Work to be completed:
Copy out each line of the listing that has the word "components" in it.

Data:
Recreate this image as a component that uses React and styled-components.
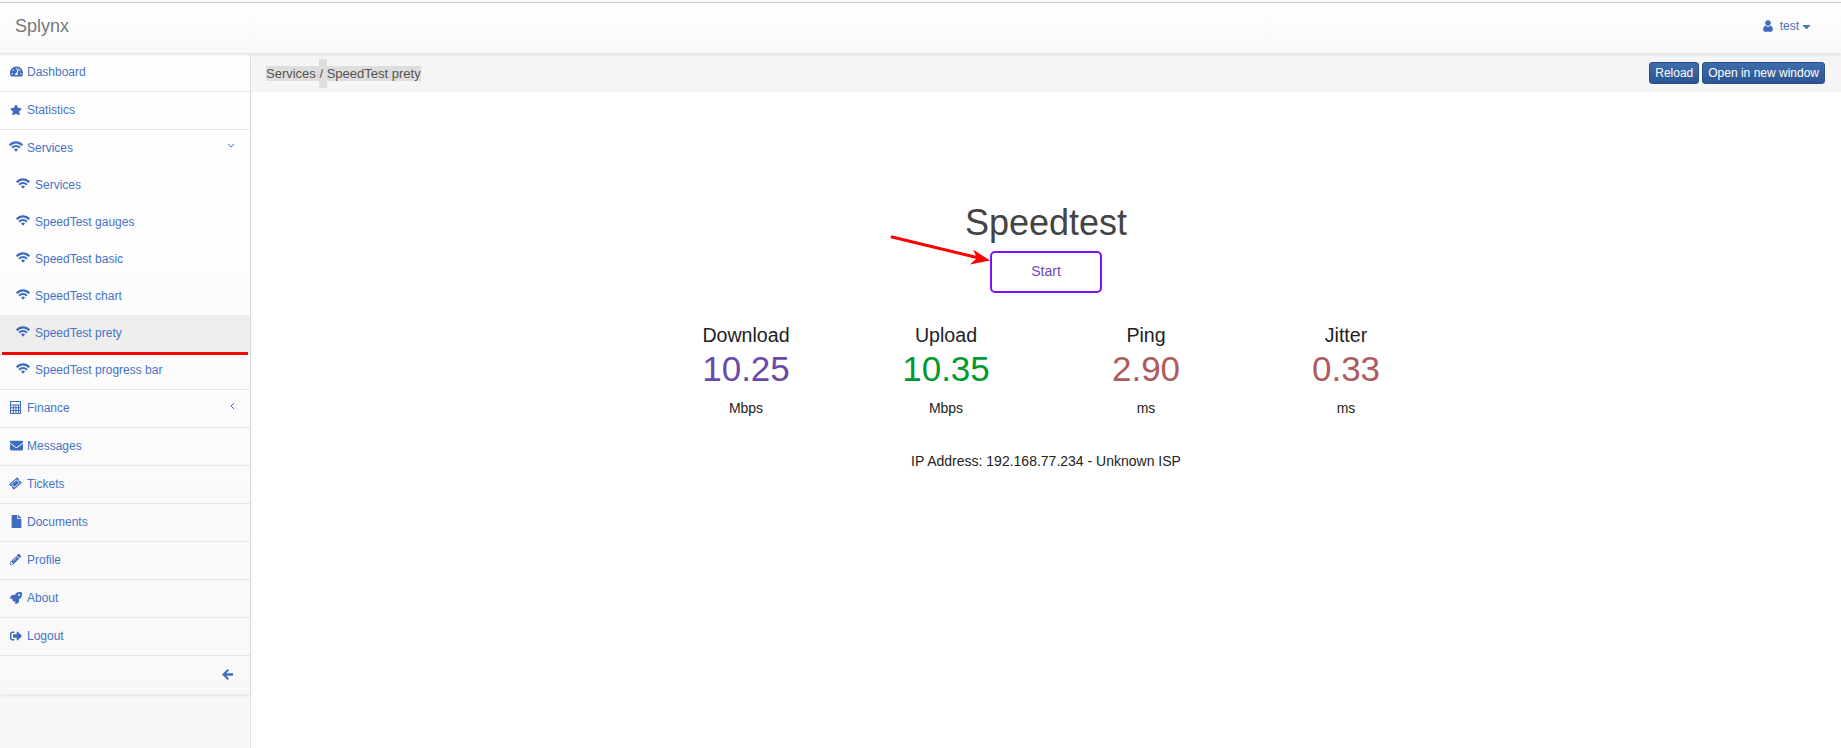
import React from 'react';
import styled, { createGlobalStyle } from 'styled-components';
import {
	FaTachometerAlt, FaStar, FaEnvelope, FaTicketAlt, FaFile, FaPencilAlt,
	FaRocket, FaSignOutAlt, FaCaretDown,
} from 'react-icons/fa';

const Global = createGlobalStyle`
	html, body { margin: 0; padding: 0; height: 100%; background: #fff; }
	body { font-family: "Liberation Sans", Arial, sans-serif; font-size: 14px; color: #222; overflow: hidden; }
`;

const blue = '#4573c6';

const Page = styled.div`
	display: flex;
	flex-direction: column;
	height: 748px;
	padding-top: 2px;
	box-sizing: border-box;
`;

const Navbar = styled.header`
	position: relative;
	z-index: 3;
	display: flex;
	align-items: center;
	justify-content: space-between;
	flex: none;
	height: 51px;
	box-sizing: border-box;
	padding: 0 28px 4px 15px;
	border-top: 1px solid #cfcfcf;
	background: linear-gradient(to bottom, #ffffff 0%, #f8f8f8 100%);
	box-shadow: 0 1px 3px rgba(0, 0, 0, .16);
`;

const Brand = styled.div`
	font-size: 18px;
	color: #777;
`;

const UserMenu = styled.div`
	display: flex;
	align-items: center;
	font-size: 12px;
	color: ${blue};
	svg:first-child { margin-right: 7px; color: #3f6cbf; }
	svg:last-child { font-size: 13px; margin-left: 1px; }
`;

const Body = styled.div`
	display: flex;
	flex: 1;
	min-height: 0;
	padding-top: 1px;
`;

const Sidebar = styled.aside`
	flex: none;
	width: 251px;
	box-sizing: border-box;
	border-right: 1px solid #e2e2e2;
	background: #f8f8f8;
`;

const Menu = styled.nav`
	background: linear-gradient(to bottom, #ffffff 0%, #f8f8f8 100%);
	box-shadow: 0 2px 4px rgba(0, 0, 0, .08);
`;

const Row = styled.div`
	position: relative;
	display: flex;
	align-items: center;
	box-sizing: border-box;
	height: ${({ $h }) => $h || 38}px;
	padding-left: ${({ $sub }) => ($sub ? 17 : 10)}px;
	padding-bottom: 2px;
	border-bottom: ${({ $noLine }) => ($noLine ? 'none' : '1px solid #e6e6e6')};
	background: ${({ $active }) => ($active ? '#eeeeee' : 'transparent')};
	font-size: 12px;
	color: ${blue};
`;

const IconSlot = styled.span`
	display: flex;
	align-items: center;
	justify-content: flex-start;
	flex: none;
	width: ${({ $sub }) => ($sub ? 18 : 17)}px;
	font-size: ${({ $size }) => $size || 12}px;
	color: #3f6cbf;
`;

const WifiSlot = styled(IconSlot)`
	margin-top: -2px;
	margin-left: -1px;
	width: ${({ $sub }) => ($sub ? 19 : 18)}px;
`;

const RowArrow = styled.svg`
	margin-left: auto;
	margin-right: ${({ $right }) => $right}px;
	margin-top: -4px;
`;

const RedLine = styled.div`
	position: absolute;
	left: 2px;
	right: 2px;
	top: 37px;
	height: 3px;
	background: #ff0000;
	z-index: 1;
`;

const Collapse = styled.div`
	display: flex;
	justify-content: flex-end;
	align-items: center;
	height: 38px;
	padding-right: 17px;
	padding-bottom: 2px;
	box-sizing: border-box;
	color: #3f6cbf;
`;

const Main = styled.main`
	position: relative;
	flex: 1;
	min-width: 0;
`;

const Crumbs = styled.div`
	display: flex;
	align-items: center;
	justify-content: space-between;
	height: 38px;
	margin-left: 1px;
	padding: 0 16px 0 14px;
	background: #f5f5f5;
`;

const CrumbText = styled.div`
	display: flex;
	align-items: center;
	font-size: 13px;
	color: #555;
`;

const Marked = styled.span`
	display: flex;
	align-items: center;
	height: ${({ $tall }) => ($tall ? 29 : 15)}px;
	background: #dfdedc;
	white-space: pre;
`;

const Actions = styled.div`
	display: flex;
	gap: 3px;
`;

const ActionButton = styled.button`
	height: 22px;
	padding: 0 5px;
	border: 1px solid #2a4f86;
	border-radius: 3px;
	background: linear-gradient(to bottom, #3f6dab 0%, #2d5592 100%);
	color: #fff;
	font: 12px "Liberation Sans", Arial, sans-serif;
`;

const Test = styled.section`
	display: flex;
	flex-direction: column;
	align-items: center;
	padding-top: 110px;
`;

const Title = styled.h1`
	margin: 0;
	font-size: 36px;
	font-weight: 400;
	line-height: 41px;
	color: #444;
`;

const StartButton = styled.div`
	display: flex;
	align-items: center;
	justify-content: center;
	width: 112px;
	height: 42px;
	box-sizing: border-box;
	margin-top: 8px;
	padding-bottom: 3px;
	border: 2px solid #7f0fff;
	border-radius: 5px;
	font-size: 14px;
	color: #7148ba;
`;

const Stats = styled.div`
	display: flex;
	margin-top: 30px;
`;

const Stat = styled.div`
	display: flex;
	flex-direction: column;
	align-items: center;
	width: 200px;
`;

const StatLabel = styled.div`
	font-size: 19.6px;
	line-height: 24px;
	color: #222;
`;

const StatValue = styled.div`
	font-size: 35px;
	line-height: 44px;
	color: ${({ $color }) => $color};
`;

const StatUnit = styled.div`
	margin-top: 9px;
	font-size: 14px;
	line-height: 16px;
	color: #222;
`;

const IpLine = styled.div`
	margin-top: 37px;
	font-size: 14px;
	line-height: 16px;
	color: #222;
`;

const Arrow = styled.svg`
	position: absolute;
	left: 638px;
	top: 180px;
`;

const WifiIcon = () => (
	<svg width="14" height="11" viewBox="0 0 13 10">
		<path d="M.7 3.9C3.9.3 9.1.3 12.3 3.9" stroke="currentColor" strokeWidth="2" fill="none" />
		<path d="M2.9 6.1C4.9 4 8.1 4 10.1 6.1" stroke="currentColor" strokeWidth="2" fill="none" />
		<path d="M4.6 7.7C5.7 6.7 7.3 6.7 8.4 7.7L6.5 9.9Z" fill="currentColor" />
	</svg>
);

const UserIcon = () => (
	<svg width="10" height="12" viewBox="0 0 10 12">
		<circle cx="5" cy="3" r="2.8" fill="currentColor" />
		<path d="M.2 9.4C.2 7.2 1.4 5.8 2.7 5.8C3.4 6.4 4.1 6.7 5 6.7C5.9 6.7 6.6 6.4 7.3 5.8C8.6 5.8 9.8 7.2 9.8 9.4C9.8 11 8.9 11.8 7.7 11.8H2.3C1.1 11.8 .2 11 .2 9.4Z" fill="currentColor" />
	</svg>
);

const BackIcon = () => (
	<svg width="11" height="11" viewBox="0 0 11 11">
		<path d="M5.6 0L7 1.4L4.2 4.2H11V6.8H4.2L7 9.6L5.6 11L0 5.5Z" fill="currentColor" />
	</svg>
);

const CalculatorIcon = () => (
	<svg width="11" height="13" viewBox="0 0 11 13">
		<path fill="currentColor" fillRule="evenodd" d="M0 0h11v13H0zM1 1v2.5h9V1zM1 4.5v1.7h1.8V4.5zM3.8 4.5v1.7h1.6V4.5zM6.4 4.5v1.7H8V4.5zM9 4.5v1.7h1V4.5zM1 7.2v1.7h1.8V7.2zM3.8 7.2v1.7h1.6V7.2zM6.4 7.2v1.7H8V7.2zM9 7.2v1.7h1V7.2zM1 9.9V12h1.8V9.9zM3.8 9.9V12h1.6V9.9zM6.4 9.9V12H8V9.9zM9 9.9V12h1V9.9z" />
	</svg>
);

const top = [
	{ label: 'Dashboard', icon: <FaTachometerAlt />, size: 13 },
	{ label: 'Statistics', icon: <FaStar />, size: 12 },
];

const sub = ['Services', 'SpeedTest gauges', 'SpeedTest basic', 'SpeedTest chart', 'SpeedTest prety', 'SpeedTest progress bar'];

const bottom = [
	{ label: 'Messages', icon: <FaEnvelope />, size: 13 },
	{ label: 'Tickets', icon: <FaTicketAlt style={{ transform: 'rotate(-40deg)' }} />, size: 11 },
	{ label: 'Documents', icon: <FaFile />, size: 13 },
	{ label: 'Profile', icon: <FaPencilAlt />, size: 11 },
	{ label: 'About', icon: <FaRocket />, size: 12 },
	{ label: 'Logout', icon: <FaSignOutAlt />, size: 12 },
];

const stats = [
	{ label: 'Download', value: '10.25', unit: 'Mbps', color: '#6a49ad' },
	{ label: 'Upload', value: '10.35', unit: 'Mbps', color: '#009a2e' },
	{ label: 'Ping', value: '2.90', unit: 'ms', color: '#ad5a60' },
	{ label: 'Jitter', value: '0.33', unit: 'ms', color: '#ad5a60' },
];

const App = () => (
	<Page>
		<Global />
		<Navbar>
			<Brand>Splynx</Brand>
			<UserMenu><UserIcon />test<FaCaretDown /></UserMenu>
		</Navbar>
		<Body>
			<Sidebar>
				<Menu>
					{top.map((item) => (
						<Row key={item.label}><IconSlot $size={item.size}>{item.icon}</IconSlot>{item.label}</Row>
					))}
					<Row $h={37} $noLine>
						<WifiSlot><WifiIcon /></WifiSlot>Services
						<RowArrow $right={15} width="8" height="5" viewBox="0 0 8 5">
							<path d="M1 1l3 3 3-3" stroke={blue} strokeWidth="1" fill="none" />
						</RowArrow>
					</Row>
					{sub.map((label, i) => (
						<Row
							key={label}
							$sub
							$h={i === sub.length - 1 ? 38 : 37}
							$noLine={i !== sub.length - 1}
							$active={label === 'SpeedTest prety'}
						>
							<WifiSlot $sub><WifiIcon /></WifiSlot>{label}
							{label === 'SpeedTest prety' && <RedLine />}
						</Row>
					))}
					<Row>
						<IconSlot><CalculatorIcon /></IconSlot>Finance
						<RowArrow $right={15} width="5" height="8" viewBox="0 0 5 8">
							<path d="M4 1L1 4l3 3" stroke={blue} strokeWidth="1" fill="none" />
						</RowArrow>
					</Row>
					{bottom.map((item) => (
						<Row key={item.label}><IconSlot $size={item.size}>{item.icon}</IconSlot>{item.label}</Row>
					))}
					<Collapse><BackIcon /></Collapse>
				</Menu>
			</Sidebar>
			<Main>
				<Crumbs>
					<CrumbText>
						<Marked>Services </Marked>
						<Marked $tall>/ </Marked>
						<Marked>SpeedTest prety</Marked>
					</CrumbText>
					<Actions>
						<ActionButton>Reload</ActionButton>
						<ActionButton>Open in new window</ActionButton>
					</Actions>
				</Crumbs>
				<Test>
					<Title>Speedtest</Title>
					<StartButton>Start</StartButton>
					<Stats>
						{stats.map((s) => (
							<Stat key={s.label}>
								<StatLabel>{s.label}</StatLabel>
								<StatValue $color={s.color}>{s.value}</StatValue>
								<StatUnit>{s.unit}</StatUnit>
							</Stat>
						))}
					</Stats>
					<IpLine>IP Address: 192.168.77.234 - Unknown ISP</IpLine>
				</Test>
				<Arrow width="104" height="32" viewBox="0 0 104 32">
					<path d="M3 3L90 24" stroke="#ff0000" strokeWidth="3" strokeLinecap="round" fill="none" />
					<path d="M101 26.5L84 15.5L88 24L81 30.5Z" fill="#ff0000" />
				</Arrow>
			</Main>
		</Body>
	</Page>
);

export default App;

Exercise output:
Recreate this image as a component that uses React and styled-components.
import styled, { createGlobalStyle } from 'styled-components';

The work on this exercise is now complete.